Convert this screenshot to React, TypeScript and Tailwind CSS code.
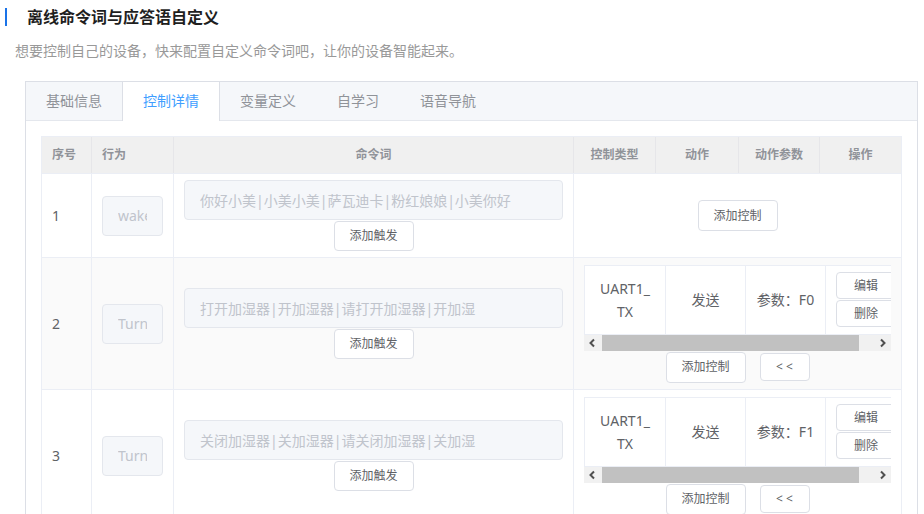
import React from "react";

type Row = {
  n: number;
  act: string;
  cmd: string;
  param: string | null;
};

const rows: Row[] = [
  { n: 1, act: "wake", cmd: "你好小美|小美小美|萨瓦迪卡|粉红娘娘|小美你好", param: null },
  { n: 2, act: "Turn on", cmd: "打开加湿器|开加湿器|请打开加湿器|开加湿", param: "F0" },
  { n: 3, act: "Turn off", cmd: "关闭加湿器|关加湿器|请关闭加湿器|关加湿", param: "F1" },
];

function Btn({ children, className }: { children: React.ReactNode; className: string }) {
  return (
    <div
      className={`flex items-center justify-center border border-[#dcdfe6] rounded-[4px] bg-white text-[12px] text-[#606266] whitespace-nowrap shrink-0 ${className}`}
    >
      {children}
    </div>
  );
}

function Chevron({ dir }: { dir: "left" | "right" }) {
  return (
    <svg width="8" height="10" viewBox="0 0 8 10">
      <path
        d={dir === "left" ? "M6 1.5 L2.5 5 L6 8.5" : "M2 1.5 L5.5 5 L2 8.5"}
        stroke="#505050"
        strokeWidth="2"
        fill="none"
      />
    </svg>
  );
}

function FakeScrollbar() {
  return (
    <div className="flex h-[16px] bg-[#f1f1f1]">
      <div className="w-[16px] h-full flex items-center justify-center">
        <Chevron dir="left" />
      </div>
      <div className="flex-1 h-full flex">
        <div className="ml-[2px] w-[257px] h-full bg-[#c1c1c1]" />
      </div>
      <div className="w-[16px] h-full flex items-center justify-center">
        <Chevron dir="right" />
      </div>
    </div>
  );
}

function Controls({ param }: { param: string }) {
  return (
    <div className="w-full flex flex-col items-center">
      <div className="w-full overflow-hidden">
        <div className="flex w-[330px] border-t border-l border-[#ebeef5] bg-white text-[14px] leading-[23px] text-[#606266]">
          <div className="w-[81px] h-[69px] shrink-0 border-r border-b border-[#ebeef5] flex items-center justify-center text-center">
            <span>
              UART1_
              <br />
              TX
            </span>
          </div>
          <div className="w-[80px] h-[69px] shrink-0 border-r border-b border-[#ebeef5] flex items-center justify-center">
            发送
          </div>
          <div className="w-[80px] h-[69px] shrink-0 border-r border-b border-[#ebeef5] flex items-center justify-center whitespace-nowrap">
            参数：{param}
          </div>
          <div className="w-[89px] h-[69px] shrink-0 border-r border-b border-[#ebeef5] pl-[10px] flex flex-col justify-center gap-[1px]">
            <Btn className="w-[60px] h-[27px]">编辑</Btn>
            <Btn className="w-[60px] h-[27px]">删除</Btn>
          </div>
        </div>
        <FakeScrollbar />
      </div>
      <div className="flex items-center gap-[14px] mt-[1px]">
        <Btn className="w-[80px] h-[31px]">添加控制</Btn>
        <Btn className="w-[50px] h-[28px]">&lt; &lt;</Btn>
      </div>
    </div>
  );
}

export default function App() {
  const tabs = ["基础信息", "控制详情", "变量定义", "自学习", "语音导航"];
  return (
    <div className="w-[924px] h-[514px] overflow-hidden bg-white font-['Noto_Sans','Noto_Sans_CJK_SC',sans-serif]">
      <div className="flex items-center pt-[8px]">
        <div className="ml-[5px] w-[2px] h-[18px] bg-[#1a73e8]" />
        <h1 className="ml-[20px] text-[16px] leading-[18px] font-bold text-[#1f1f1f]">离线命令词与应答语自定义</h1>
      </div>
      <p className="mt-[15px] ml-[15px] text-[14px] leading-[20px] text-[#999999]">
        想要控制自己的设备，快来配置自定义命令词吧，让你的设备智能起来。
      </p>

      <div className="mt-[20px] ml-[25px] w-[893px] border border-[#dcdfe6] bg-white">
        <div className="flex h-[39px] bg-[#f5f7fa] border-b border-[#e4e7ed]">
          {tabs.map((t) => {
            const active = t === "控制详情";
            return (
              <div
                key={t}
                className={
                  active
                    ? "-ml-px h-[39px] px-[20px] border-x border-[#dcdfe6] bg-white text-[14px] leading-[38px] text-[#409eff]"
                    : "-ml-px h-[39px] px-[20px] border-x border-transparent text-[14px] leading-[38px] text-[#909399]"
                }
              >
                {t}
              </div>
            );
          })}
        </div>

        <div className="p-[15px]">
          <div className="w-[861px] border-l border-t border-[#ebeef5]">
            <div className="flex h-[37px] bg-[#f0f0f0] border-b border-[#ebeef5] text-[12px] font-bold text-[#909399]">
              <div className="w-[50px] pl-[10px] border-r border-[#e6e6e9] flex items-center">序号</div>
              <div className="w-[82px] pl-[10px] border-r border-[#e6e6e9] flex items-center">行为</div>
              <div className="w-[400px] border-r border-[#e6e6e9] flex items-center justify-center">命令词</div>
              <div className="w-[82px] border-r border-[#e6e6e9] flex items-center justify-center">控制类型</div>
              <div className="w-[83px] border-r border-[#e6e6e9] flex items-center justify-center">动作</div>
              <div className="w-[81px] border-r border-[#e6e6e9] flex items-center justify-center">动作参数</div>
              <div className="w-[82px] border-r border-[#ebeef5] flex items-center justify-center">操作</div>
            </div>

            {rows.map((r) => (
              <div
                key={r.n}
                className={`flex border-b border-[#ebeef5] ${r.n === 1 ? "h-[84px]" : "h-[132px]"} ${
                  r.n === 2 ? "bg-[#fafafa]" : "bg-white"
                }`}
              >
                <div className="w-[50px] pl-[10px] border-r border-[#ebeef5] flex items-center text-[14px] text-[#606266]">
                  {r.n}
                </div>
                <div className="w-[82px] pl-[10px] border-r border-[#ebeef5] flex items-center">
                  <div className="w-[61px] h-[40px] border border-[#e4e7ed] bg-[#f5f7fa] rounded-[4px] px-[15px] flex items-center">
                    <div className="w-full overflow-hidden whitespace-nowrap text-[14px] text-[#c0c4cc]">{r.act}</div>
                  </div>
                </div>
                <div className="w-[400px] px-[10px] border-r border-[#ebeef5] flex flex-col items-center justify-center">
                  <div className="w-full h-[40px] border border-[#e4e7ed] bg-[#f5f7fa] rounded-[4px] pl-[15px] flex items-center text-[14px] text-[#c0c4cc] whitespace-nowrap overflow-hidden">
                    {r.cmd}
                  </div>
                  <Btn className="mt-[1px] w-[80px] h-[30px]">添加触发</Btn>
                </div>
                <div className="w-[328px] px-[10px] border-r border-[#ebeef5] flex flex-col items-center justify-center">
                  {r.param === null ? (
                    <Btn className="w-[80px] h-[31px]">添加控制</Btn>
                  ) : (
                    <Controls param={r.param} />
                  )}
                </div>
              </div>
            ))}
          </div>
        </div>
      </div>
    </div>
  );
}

——

■ Exercise requirements: Copy all lines from the listing that contain "React".

■ Exercise solution:
Convert this screenshot to React, TypeScript and Tailwind CSS code.
import React from "react";
function Btn({ children, className }: { children: React.ReactNode; className: string }) {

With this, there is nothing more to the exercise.